The benefits of underfloor heating are obvious for the end-user, making this a heating option that is fast gaining in popularity. Maximising warmth and comfort while delivering heat to a building in an energy-efficient and cost-effective way, underfloor heating also has environmental benefits. For example, much lower water temperatures are required than conventional radiator heating systems as the large surface area of the floor is enough to warm the room efficiently as the heat rises.
An underfloor heating system will generally run at around 45ºC as opposed to a more common temperature of circa 80ºC used in radiator systems, resulting in energy savings and a higher degree of user comfort; especially when used in conjunction with renewable heat sources such as heat pumps. In turn, this means lower CO2 emissions, which is good news for the eco-conscious homeowner too.
Regardless of the style of property, or what look the homeowner may be opting for, underfloor heating delivers; out of sight but certainly not out of mind, keeping the property cosy and warm regardless of how much outside air temperatures may plummet. This is even more important with the trend towards wood and laminate flooring as a practical and stylish option, particularly in family homes, which quite simply is not as warm underfoot as walking on carpet.
Underfloor heating helps with the aesthetics of a property too and creates complete freedom of interior design with no radiators to worry about, which means that every square inch of space can be used for room layouts and makes it particularly ideal for open-plan spaces where wall space for radiators is limited. With underfloor heating, the homeowner has complete control of the temperature too, as rooms are heated on an individual basis, so the living room can be kept at a higher temperature than the bedrooms, for example.
All these advantages mean that the underfloor heating market in the UK has grown considerably in the last decade or so, to over £150m per year, with underfloor heating now the heating method of choice for many of the nation’s self-builders.
But what about installation? As with most things in life, there can be drawbacks to underfloor heating versus conventional central heating systems, particularly in terms of cost versus speed when installing retrospectively. While fitting underfloor heating is relatively straightforward on new builds and in empty buildings, retrofitting can necessitate removing floor and skirting boards and other disruption that slows a project down.

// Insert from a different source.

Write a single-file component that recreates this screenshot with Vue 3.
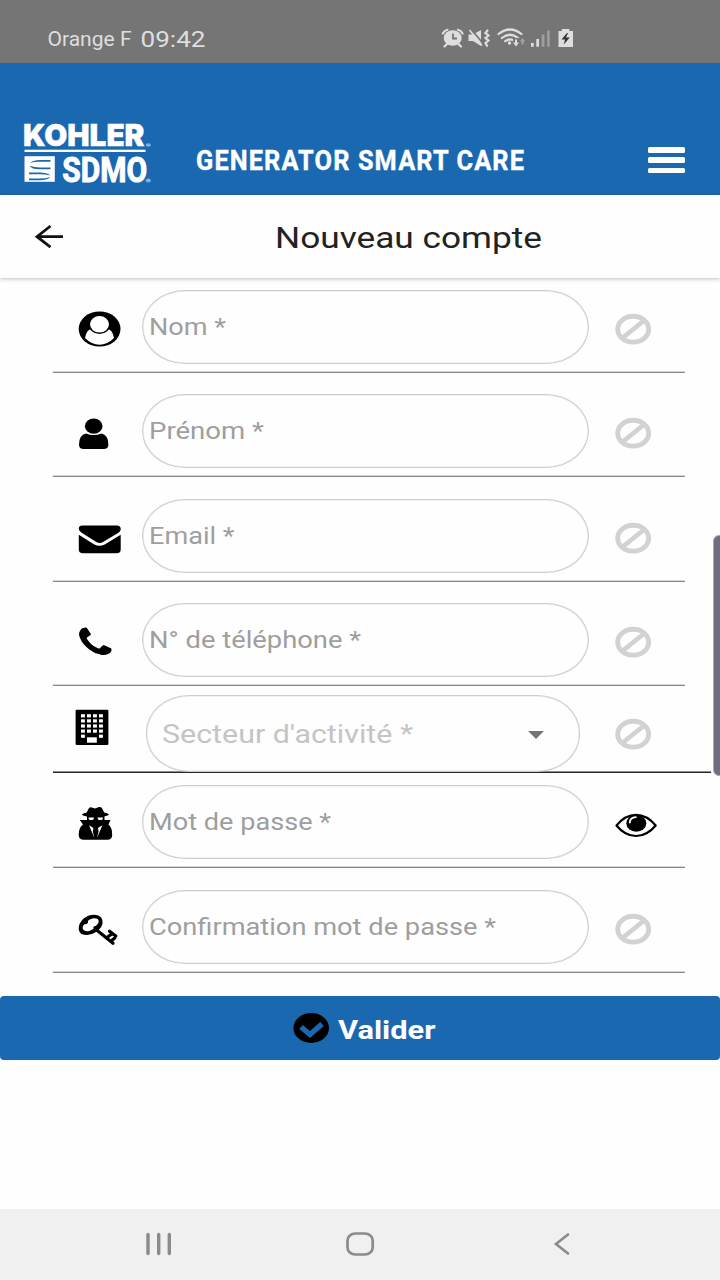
<script setup>
const rows = [
  { id: 'nom', label: 'Nom *', width: 77 },
  { id: 'prenom', label: 'Prénom *', width: 115 },
  { id: 'email', label: 'Email *', width: 85.5 },
  { id: 'phone', label: 'N° de téléphone *', width: 212 },
  { id: 'sector', label: "Secteur d'activité *", width: 251 },
  { id: 'password', label: 'Mot de passe *', width: 182 },
  { id: 'confirm', label: 'Confirmation mot de passe *', width: 347 },
]
const windowsGrid = []
for (let r = 0; r < 5; r++) {
  for (let c = 0; c < 4; c++) {
    if (r === 4 && (c === 1 || c === 2)) continue
    windowsGrid.push({ x: 28 + c * 6, y: 19.2 + r * 5.1 })
  }
}
</script>

<template>
  <div class="screen">
    <div class="status">
      <svg width="360" height="63" viewBox="0 0 360 63">
        <text x="47.500" y="46" font-size="21" textLength="84" lengthAdjust="spacingAndGlyphs">Orange F</text>
        <text x="140.500" y="46.500" font-size="22.500" textLength="65" lengthAdjust="spacingAndGlyphs">09:42</text>
      </svg>
      <svg width="360" height="63" viewBox="360 0 360 63">
        <ellipse cx="452.700" cy="38" rx="9" ry="7.800" />
        <path d="M447 44l-2.500 2.500M458.500 44l2.500 2.500M442.800 33.500q1.500-3 4.700-3.700M462.600 33.500q-1.500-3-4.700-3.700" class="s2" />
        <path d="M453 33.500v5h4" class="cut" />
        <path d="M468.500 34.500h4.500l8-4.500v16l-8-5h-4.500z" />
        <path d="M470.500 28.500l13 15.500" class="cut" />
        <path d="M469.500 30l12.500 15.500" class="s1" />
        <path d="M487.500 30.500l-2 2.500 3 2.500-3 2.500 3 2.500-3 2.500 1.500 2.800" class="s2" />
        <path d="M498.500 34q11.500-9 23 0M501.800 38q8.200-6.500 16.400 0M505.200 41.200q4.800-3.500 9.600 0" class="s2" />
        <circle cx="509.500" cy="43" r="1.700" />
        <path d="M513 38h6v8h-6z" fill="#757575" />
        <path d="M515 39.500h2v3h2l-3 4-3-4h2z" />
        <path d="M521.500 44.500v-3h-1.800l2.800-3.500 2.800 3.500h-1.800v3z" opacity=".45" />
        <path d="M531 43h2.700v3.700h-2.700zM536.300 39h2.700v7.700h-2.700z" />
        <path d="M541.700 34.500h2.700v12.200h-2.700zM547.200 30.500h2.500v16.200h-2.500z" opacity=".4" />
        <path d="M558.500 31h3.300v-2h7.500v2h3.700v16h-14.500z" />
        <path d="M567 33l-5.500 6.500h3.500l-1.200 5 6-7h-3.800l2-4.500z" fill="#333" />
      </svg>
    </div>

    <header class="brand">
      <svg width="180" height="132" viewBox="0 63 180 132" fill="#fff">
        <text x="23" y="145.800" class="kohler" font-size="30" textLength="121.500" lengthAdjust="spacingAndGlyphs">KOHLER</text>
        <rect x="24.500" y="149.700" width="121" height="2.300" />
        <rect x="24.500" y="156.200" width="30.300" height="25.600" />
        <path d="M30 162.800q4-2.800 10-2.800h10.500v1.700H40q-5 0-10 1.100zM29.500 165.700q5 1.700 10.500 1.700h10.500v1.800H39q-7 0-9.500-3.500zM29 172.500h10.500q8 0 11 3-5-1.300-11-1.300H29zM29 178.600h10.500q6 0 11-1.600-3.500 3.300-11 3.300H29z" fill="#1a68b0" />
        <text x="62.300" y="181.800" class="rob bold heavy" font-size="35" textLength="85" lengthAdjust="spacingAndGlyphs">SDMO</text>
        <ellipse cx="148.300" cy="145" rx="2.600" ry="1.800" fill="#73b3e8" />
        <ellipse cx="148.300" cy="180.500" rx="2.600" ry="1.900" fill="#73b3e8" />
      </svg>
      <svg width="380" height="132" viewBox="180 63 380 132" fill="#fff">
        <text x="196" y="170.200" class="rob bold spaced" font-size="27" textLength="329" lengthAdjust="spacingAndGlyphs">GENERATOR SMART CARE</text>
      </svg>
      <div class="menu"><i></i><i></i><i></i></div>
    </header>

    <div class="titlebar">
      <svg width="100" height="83" viewBox="0 195 100 83">
        <path d="M50.500 226L37 236.700l13.500 10.500M37 236.700h26" fill="none" stroke="#111" stroke-width="2.800" />
      </svg>
      <svg width="620" height="83" viewBox="100 195 620 83" fill="#222">
        <text x="275" y="248" class="rob" font-size="29.500" textLength="267" lengthAdjust="spacingAndGlyphs">Nouveau compte</text>
      </svg>
    </div>

    <main class="form">
      <div v-for="row in rows" :key="row.id" class="row" :class="row.id">
        <svg class="icon" width="89" height="75" viewBox="0 0 89 75">
          <template v-if="row.id === 'nom'">
            <ellipse cx="46.600" cy="39" rx="20.900" ry="17.600" />
            <path d="M32 48q1.500-8.500 6.500-9 8 5.500 16 0 5 .5 6.500 9-6.500 6.700-14.500 6.700T32 48z" fill="#fff" />
            <ellipse cx="46.500" cy="34.300" rx="10.200" ry="9" fill="#fff" stroke="#000" stroke-width="1.400" />
          </template>
          <template v-else-if="row.id === 'prenom'">
            <ellipse cx="40.700" cy="32.200" rx="8.800" ry="7.600" />
            <path d="M33 39.500q7.700 3 15.400 0 7 1.500 7 11 0 4.500-4.700 4.500h-20q-4.700 0-4.700-4.500 0-9.500 7-11z" />
          </template>
          <template v-else-if="row.id === 'email'">
            <path d="M29.500 26.500h34.500q3.700 0 3.700 3.500 0 2.500-3.500 4.500L50 43.100q-3.300 1.800-6.600 0L29 34q-3.200-2-3.200-4.200 0-3.300 3.700-3.300z" />
            <path d="M25.800 35.800l15.500 9.600q5.200 2.600 10.400 0l16-9.600v14.700q0 3.800-4 3.800H29.800q-4 0-4-3.800z" />
          </template>
          <g v-else-if="row.id === 'phone'" transform="translate(21.600 22) scale(.0231 .0196)">
            <path d="M1600 1240q0 27-10 70.500t-21 68.500q-21 50-122 106-94 51-186 51-27 0-53-3.500t-57.500-12.500-47-14.500-55.500-20.500-49-18q-98-35-175-83-127-79-264-216t-216-264q-48-77-83-175-3-9-18-49t-20.500-55.500-14.500-47-12.500-57.500-3.500-53q0-92 51-186 56-101 106-122 25-11 68.500-21t70.500-10q14 0 21 3 18 6 53 76 11 19 30 54t35 63.500 31 53.500q3 4 17.500 25t21.500 35.500 7 28.500q0 20-28.500 50t-62 55-62 53-28.500 46q0 9 5 22.500t8.500 20.500 14 24 11.500 19q76 137 174 235t235 174q2 1 19 11.500t24 14 20.500 8.500 22.500 5q18 0 46-28.500t53-62 55-62 50-28.500q14 0 28.500 7t35.500 21.500 25 17.500q25 15 53.500 31t63.500 35 54 30q70 35 76 53 3 7 3 21z" />
          </g>
          <template v-else-if="row.id === 'sector'">
            <rect x="22.600" y="14.700" width="32.800" height="35.300" rx="1" />
            <rect v-for="(w, i) in windowsGrid" :key="i" :x="w.x" :y="w.y" width="3.900" height="3.200" fill="#fff" />
            <rect x="34" y="42.300" width="9.800" height="5.400" fill="#fff" />
          </template>
          <template v-else-if="row.id === 'password'">
            <path d="M28.700 29.800q1.800-1.800 5-2.300l2.300-4.500q1-1.200 2.700-.6l3.300 1 4-1.300q2.200-.3 3 1.200l2.200 4.200q3.500.5 5 2.300-4 2.200-14 2.200t-13.500-2.200z" />
            <path d="M26.800 35h7.200v-4h17.500v4h6l-2 4.600q3.700 3 3.700 10.200 0 5-5 5H30.900q-5.200 0-5.200-5 0-7.500 4.300-10.200z" />
            <path d="M35.500 32.600h5.600l-.8 2q-2 1-4.400 0zM44.400 32.600h5.600l-.5 2q-2.400 1-4.400 0z" fill="#fff" />
            <path d="M36 40.300l4.400 2.700-.6 3.500 1.600 6.500zM49.400 40.300L45 43l.6 3.500-1.600 6.500z" fill="#fff" />
          </template>
          <template v-else>
            <path fill-rule="evenodd" d="M25.700 38.500C25.700 31 33 24.700 41 24.700c5.500 0 8.600 3 8.600 7.300 0 3-1.300 5.400-3.600 7.600l-3.500 2.700C39.500 44 36 45 33 45c-4.500 0-7.300-2.800-7.300-6.500zM29.700 38.500c.7 2.500 3.800 3.300 6.300 2.500 1.800-.6 3.300-1.200 4.600-2.200-.8-1.300.2-2.700 2-2.700 2.200-1.300 3.400-3.600 3-5.500-.5-2.300-3.300-2.800-6-2.200-2.300.5-3.500 1.400-4.800 2.700 1 1.800-1 3.500-3.600 3.200-1.100 1.300-1.700 2.800-1.500 4.200z" />
            <path d="M43 39.500L60 53.200M56.500 41.200l6.300 4.800M54 47.500l5.300-4M59 50.300l2.800-2.200" fill="none" stroke="#000" stroke-width="3.200" stroke-linecap="round" stroke-linejoin="round" />
          </template>
        </svg>

        <div class="field">
          <svg width="400" height="71" viewBox="0 0 400 71">
            <text x="0" :y="row.id === 'sector' ? 45.5 : 44" class="rob" :font-size="row.id === 'sector' ? 26 : 23" :textLength="row.width" lengthAdjust="spacingAndGlyphs">{{ row.label }}</text>
          </svg>
          <i v-if="row.id === 'sector'" class="caret"></i>
        </div>

        <svg v-if="row.id === 'password'" class="state" width="44" height="75" viewBox="0 0 44 75">
          <path d="M1.500 40.500Q10 29.800 21 29.800t19.700 10.700Q32 51 21 51T1.500 40.500z" fill="none" stroke="#000" stroke-width="2.200" stroke-linejoin="round" />
          <ellipse cx="21.300" cy="38.200" rx="10" ry="8.500" />
          <path d="M14.800 37.500q.3-5 6-5.300" fill="none" stroke="#fff" stroke-width="1.800" stroke-linecap="round" />
        </svg>
        <svg v-else class="state" width="44" height="75" viewBox="0 0 44 75" fill="none" stroke="#d2d2d2">
          <ellipse cx="18.200" cy="39.200" rx="15.500" ry="12.900" stroke-width="4.900" />
          <path d="M8 47.500L28.500 31" stroke-width="4.800" />
        </svg>
      </div>
    </main>

    <button class="submit">
      <svg width="720" height="64" viewBox="0 996 720 64">
        <ellipse cx="311.200" cy="1028" rx="17.800" ry="15" />
        <path d="M301 1027l9 7.500 12-10.500" fill="none" stroke="#1a68b0" stroke-width="5.400" />
        <text x="338" y="1038.800" class="rob bold" font-size="26" fill="#fff" textLength="97.500" lengthAdjust="spacingAndGlyphs">Valider</text>
      </svg>
    </button>

    <nav class="nav">
      <svg width="720" height="71" viewBox="0 1209 720 71" fill="none" stroke="#8b8b8b">
        <path d="M148 1234.500v19M158.700 1234.500v19M169.300 1234.500v19" stroke-width="3.400" stroke-linecap="round" />
        <rect x="347.500" y="1233.500" width="25.200" height="21" rx="8" ry="7" stroke-width="2.700" />
        <path d="M568 1234.500l-12 9.500 12 9.500" stroke-width="2.600" stroke-linecap="round" />
      </svg>
    </nav>
    <div class="edge"></div>
  </div>
</template>

<style>
body { background: #fff; overflow: hidden; }
</style>
<style scoped>
.screen { position: relative; width: 720px; height: 1280px; display: flex; flex-direction: column; overflow: hidden; background: #fefefe; font-family: Roboto, sans-serif; }
svg { display: block; flex: none; }
.rob { font-family: Roboto, sans-serif; }
.bold { font-weight: 700; }
.heavy { stroke: #fff; stroke-width: 1; }
.spaced { letter-spacing: 1.2px; stroke: #fff; stroke-width: .4; }
.kohler { font-family: Inter, sans-serif; font-weight: 900; stroke: #fff; stroke-width: .4; }
.status { display: flex; flex: none; height: 63px; background: #757575; fill: #dedede; }
.s2 { fill: none; stroke: #dedede; stroke-width: 2.2; stroke-linecap: round; }
.s1 { fill: none; stroke: #dedede; stroke-width: 1.6; }
.cut { fill: none; stroke: #757575; stroke-width: 1.8; }
.brand { display: flex; flex: none; height: 132px; background: #1a68b0; }
.menu { display: flex; flex-direction: column; gap: 4.5px; width: 37px; margin: 84px 0 0 88px; }
.menu i { height: 5.8px; border-radius: 1.5px; background: #fff; }
.titlebar { display: flex; flex: none; height: 83px; background: #fefefe; box-shadow: 0 1px 4px rgba(0, 0, 0, .25); }
.form { flex: none; padding: 1px 35px 0 53px; }
.row { display: flex; align-items: flex-start; height: 104px; box-sizing: border-box; padding-top: 21px; border-bottom: 1px solid #83888c; box-shadow: 0 -1px 0 -0px transparent, inset 0 -1px 0 #d4d6d8; }
.row.nom { height: 94px; padding-top: 11px; }
.row.email { height: 105px; padding-top: 22px; }
.row.sector { height: 87px; width: 658px; padding-top: 9px; border-color: #282828; box-shadow: inset 0 -1px 0 #8a8a8a; }
.row.password { height: 95px; padding-top: 12px; }
.row.confirm { height: 105px; padding-top: 21.5px; }
.field { box-sizing: border-box; width: 447px; height: 74px; border: 1px solid #cdcdcd; box-shadow: inset 0 0 0 .6px #e4e4e4; border-radius: 43px / 37px; padding-left: 6px; overflow: hidden; fill: #9e9e9e; }
.sector .field { display: flex; width: 434px; height: 77px; margin: 0 9px 0 4px; padding-left: 14.5px; fill: #c4c4c6; }
.sector .field svg { margin-right: -34px; padding-top: 1px; }
.caret { flex: none; align-self: flex-start; margin-top: 35px; border: 8.500px solid transparent; border-top: 8px solid #757575; border-bottom: 0; }
.state { margin-left: 26px; }
.submit { flex: none; display: block; width: 720px; height: 64px; margin: 23px 0 0; padding: 0; border: 0; border-radius: 4px; background: #1a68b0; overflow: hidden; }
.nav { flex: none; height: 71px; margin-top: auto; background: #f0f0f0; }
.edge { position: absolute; left: 713px; top: 535px; width: 12px; height: 241px; box-sizing: border-box; border: 1px solid #aaa9b5; border-radius: 7px; background: #6f6d80; }
</style>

Fortunately, new advancements in technology mean that underfloor heating can be installed quite simply regardless of floor construction, location within the building it is required or the stage of the project. Although such systems can be more expensive than traditional methods in terms of initial outlay, without the cost of laying screed and the need to wait for a huge slab to dry, installation is far quicker, particularly when fitting is due to take place during the winter months when the weather is colder.
For solid floors, underfloor heating pipes can be laid on to an insulation board placed over a solid concrete base with screed then poured over the top of the pipes. This construction is typically used on ground floors or block and beam floors, with mainfoil or heat emission plates being suitable for suspended floors.
A mainfoil system uses a bubble aluminium foil which laps up and over the joists to create a sealed air void. The aluminium foil reflects the radiant heat up to the underside of the floor, which, in turn, heats the room; while heat emission plates, supported by the joists, are grooved so that the underfloor heating pipework can be fitted into them. The plates diffuse the heat for an even heat distribution across the floor.
The trick to maximising efficiency when retrofitting underfloor heating is to opt for a system that has been specifically designed with ease of installation and planning in mind. If the boards don’t need to be laid in a brick pattern and are specifically designed to reduce the amount of cutting and routing required of the end panels and around pipes etc., then so much the better – as this will all save time, wastage, dust and breakages.